→ **What the exercise asks**
Reproduce all entries precisely, down to the last character.

Recorded data:
=-=-=-=-=

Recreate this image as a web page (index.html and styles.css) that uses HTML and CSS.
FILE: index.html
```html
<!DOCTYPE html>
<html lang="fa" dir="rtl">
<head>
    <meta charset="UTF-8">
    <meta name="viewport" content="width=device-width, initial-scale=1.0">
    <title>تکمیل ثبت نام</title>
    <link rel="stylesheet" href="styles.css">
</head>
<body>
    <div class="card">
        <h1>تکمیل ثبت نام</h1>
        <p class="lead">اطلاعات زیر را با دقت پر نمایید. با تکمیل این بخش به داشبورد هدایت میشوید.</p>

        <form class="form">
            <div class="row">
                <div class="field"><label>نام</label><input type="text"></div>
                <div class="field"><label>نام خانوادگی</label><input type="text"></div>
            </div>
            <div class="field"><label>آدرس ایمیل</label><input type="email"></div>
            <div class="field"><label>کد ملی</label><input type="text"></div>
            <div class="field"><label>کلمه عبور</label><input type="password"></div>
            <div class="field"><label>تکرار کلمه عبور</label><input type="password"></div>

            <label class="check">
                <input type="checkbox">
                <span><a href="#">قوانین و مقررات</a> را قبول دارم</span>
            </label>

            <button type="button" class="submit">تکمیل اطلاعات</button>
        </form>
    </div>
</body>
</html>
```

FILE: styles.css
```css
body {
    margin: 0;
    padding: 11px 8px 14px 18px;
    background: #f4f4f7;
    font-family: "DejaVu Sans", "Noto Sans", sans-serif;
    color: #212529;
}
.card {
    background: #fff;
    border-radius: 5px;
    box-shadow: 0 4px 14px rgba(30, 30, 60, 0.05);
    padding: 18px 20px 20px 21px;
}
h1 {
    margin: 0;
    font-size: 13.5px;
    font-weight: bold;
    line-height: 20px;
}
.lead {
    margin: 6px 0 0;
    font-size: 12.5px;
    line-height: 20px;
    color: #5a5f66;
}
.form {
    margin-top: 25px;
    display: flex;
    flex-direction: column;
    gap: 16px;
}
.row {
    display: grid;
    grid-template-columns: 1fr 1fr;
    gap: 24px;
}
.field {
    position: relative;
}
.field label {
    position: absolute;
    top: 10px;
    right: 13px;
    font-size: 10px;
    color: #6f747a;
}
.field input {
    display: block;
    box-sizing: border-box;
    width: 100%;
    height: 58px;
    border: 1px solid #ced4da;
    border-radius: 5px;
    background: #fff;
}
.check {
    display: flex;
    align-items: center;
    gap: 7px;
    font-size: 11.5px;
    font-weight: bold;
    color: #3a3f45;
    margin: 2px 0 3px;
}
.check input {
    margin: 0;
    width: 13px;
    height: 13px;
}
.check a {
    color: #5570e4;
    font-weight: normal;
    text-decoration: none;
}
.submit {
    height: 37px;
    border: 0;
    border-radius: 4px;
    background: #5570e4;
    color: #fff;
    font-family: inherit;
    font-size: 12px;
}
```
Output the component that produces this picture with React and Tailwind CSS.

=-=-=-=-=

→ **Solution to the problem**
Recreate this image as a web page (index.html and styles.css) that uses HTML and CSS.
FILE: index.html
```html
<!DOCTYPE html>
<html lang="fa" dir="rtl">
<head>
    <meta charset="UTF-8">
    <meta name="viewport" content="width=device-width, initial-scale=1.0">
    <title>تکمیل ثبت نام</title>
    <link rel="stylesheet" href="styles.css">
</head>
<body>
    <div class="card">
        <h1>تکمیل ثبت نام</h1>
        <p class="lead">اطلاعات زیر را با دقت پر نمایید. با تکمیل این بخش به داشبورد هدایت میشوید.</p>

        <form class="form">
            <div class="row">
                <div class="field"><label>نام</label><input type="text"></div>
                <div class="field"><label>نام خانوادگی</label><input type="text"></div>
            </div>
            <div class="field"><label>آدرس ایمیل</label><input type="email"></div>
            <div class="field"><label>کد ملی</label><input type="text"></div>
            <div class="field"><label>کلمه عبور</label><input type="password"></div>
            <div class="field"><label>تکرار کلمه عبور</label><input type="password"></div>

            <label class="check">
                <input type="checkbox">
                <span><a href="#">قوانین و مقررات</a> را قبول دارم</span>
            </label>

            <button type="button" class="submit">تکمیل اطلاعات</button>
        </form>
    </div>
</body>
</html>
```

FILE: styles.css
```css
body {
    margin: 0;
    padding: 11px 8px 14px 18px;
    background: #f4f4f7;
    font-family: "DejaVu Sans", "Noto Sans", sans-serif;
    color: #212529;
}
.card {
    background: #fff;
    border-radius: 5px;
    box-shadow: 0 4px 14px rgba(30, 30, 60, 0.05);
    padding: 18px 20px 20px 21px;
}
h1 {
    margin: 0;
    font-size: 13.5px;
    font-weight: bold;
    line-height: 20px;
}
.lead {
    margin: 6px 0 0;
    font-size: 12.5px;
    line-height: 20px;
    color: #5a5f66;
}
.form {
    margin-top: 25px;
    display: flex;
    flex-direction: column;
    gap: 16px;
}
.row {
    display: grid;
    grid-template-columns: 1fr 1fr;
    gap: 24px;
}
.field {
    position: relative;
}
.field label {
    position: absolute;
    top: 10px;
    right: 13px;
    font-size: 10px;
    color: #6f747a;
}
.field input {
    display: block;
    box-sizing: border-box;
    width: 100%;
    height: 58px;
    border: 1px solid #ced4da;
    border-radius: 5px;
    background: #fff;
}
.check {
    display: flex;
    align-items: center;
    gap: 7px;
    font-size: 11.5px;
    font-weight: bold;
    color: #3a3f45;
    margin: 2px 0 3px;
}
.check input {
    margin: 0;
    width: 13px;
    height: 13px;
}
.check a {
    color: #5570e4;
    font-weight: normal;
    text-decoration: none;
}
.submit {
    height: 37px;
    border: 0;
    border-radius: 4px;
    background: #5570e4;
    color: #fff;
    font-family: inherit;
    font-size: 12px;
}
```
Output the component that produces this picture with React and Tailwind CSS.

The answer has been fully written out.